Dr Sweet was in the right place and at the right time, at first, to take what worked in a more modern setting and test it out with her patients. Most of the patients she saw were at the end of the line. Laguna Honda was the last resort in health care and they had come there to die. So, Dr Sweet had time to work with them, to be with them, to learn their histories, to look them in the eyes and carefully examine them. She found clues to what was ailing them as she saw the whole picture of their lives. At Laguna Honda they could rest apart from their toxic surroundings outside the hospital. Many of them were alcoholics or drug users or homeless or all three. Most of them had been sick for a long time. At Laguna, Dr Sweet could practice slow medicine and try to remove the toxicities from their lives.

Of course, time marches on, and health care had to enter fully the modern world of efficient, technological treatment with all the new drugs and tests and specializations. Government bureaucrats in the name of protecting the rights of patients mandated shorter and shorter hospital stays and more and more residential treatment centers. Eventually, Laguna was torn down and a modern rehabilitation center (no longer a hospital) took its place with far fewer nursing staff but many more computers and technicians.

God's Hotel is the story of the modernization and depersonalization of health care. It is the story of how slow medicine became fast medicine driven by intensive drug therapies and specialization. That's an important story in itself. But this book is not a critique of modern medicine by any means. This is a book of stories, of patients Dr Sweet knew and treated and learned from. And it's a story about taking time to be with people and the healing that takes place in those relationships.

I was thinking as I read this book about the parallels to the Church. That is the one place we have time for people. In our busy, noisy, distracted world the Church is a sanctuary in time and place. We don't have to accomplish anything. Programs need to serve people not the other way around. We need to practice the "cure of souls" to use another premodern term. But, the idea is to get to know people and their histories, to look them in the eyes. To stay with them for a long time.

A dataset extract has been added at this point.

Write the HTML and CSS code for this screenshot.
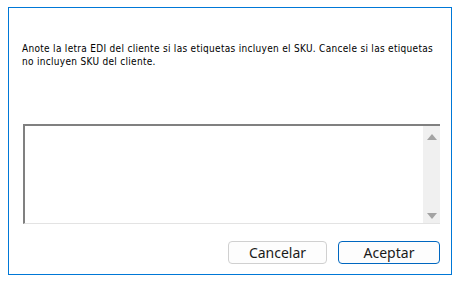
FILE: index.html
```html
<!DOCTYPE html>
<html lang="es">
<head>
    <meta charset="UTF-8">
    <title>Etiqueta EDI</title>
    <link rel="stylesheet" href="styles.css">
</head>
<body>
    <div class="dialog">
        <p class="prompt">Anote la letra EDI del cliente si las etiquetas incluyen el SKU. Cancele si las etiquetas no incluyen SKU del cliente.</p>

        <div class="input-box">
            <div class="input-area"></div>
            <div class="scrollbar">
                <span class="arrow up"></span>
                <span class="arrow down"></span>
            </div>
        </div>

        <div class="actions">
            <button class="btn">Cancelar</button>
            <button class="btn primary">Aceptar</button>
        </div>
    </div>
</body>
</html>
```

FILE: styles.css
```css
body {
    margin: 0;
    background-color: #fff;
    font-family: "Liberation Sans", Arial, sans-serif;
}

.dialog {
    box-sizing: border-box;
    width: 444px;
    height: 268px;
    margin: 7px 0 0 8px;
    border: 1px solid #0078d7;
    padding: 0 11px 10px 14px;
    display: flex;
    flex-direction: column;
}

.prompt {
    margin: 34px 0 0 -1px;
    font-family: "DejaVu Sans Condensed", "DejaVu Sans", sans-serif;
    font-size: 10px;
    letter-spacing: 0.3px;
    line-height: 13px;
    color: #000;
    width: 414px;
}

.input-box {
    margin-top: 56px;
    height: 100px;
    display: flex;
    border-top: 2px solid #808080;
    border-left: 2px solid #808080;
    border-bottom: 1px solid #e3e3e3;
    box-sizing: border-box;
}

.input-area {
    flex: 1;
    background-color: #fff;
}

.scrollbar {
    width: 17px;
    background-color: #f0f0f0;
    display: flex;
    flex-direction: column;
    justify-content: space-between;
    align-items: center;
    padding: 8px 0 4px;
}

.arrow {
    width: 0;
    height: 0;
    border-left: 5px solid transparent;
    border-right: 5px solid transparent;
}
.arrow.up { border-bottom: 6px solid #a3a3a3; }
.arrow.down { border-top: 6px solid #a3a3a3; }

.actions {
    margin-top: auto;
    display: flex;
    justify-content: flex-end;
    gap: 11px;
}

.btn {
    width: 99px;
    height: 23px;
    box-sizing: border-box;
    border: 1px solid #d0d0d0;
    border-radius: 4px;
    background-color: #fdfdfd;
    font-family: "Noto Sans", "Open Sans", sans-serif;
    font-size: 14px;
    line-height: 20px;
    color: #1a1a1a;
    padding: 0;
}

.btn.primary {
    width: 102px;
    border-color: #0067c0;
}
```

 St Hildegard's idea of health care being  the removal of what is preventing good health is a good model of  soul care or spiritual health. What needs to go in our lives that is preventing a growing relationship with God and other believers? What is distracting us or working against what God wants to do in our lives and relationships? The walk with God is often a long one. God seems to have all the time in the world for us. We need to be patient with people, too. It takes a long time to heal a body especially one that has been poisoned by toxins but it will heal. It takes just as long or longer to heal a sick soul.